Paul puts the pathetic in sympathetic, but he has the inner strength of his fandom when nothing else is working out in his life. By this measure, he is happy. By day, he monitors a sleepy parking garage, composing elaborate but natural-sounding rants for a local call-in radio sports show. By night he haunts the fringes of NY Giants games and/or calls in said rants. He has one friend, he lives with his mother, and yet he has achieved a kind of peace. Everyone else is dissatisfied on his behalf. He’s not unhappy, he just lacks the ambition beyond his squalid spartan life to feel dissatisfied. He’s not happy, ever, not really, unless tailgating at a winning Giants game.

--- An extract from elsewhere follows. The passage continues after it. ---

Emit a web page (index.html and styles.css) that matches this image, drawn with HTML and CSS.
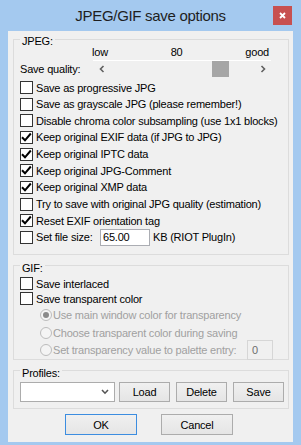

He is almost the perfect fan except for not being able to afford to attend any games. His radio rants are his sole creative outlet and source of love and pride.
Paul’s life is going along like this when a terrible event derails him. His entire future existence turns on whether he chooses his team, his fandom, over his own interests or not. Oswalt is tremendously good at conveying the empty inner life of this man, and deflecting all the good will and opportunities that come his way. Kevin Corrigan plays his seedy friend with admiration and blankness, he’s always great and here is no exception. Big Fan gets uncommonly dark in the last bit (I won’t say what happens, but it’s a foray into another city) and this act feels a little out of place relative to the rest of the film we’ve just seen, but it also feels very much in character for Paul.

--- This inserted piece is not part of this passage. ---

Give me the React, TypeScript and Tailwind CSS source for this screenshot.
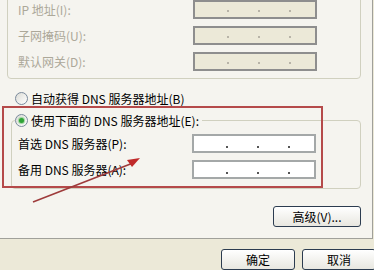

I can’t say I enjoyed Big Fan, as such – perhaps it’s due to my lifelong total disinterest in sports and the script’s failure to help me appreciate the mindset of such a character. I can say that I think Big Fan is quite good and well-made. The Wrestler punched me in the emotional gut, and I felt much less connected to Paul than I did to Randy. Still, it’s worth seeing for Oswalt’s performance and the terrific, natural dialogue.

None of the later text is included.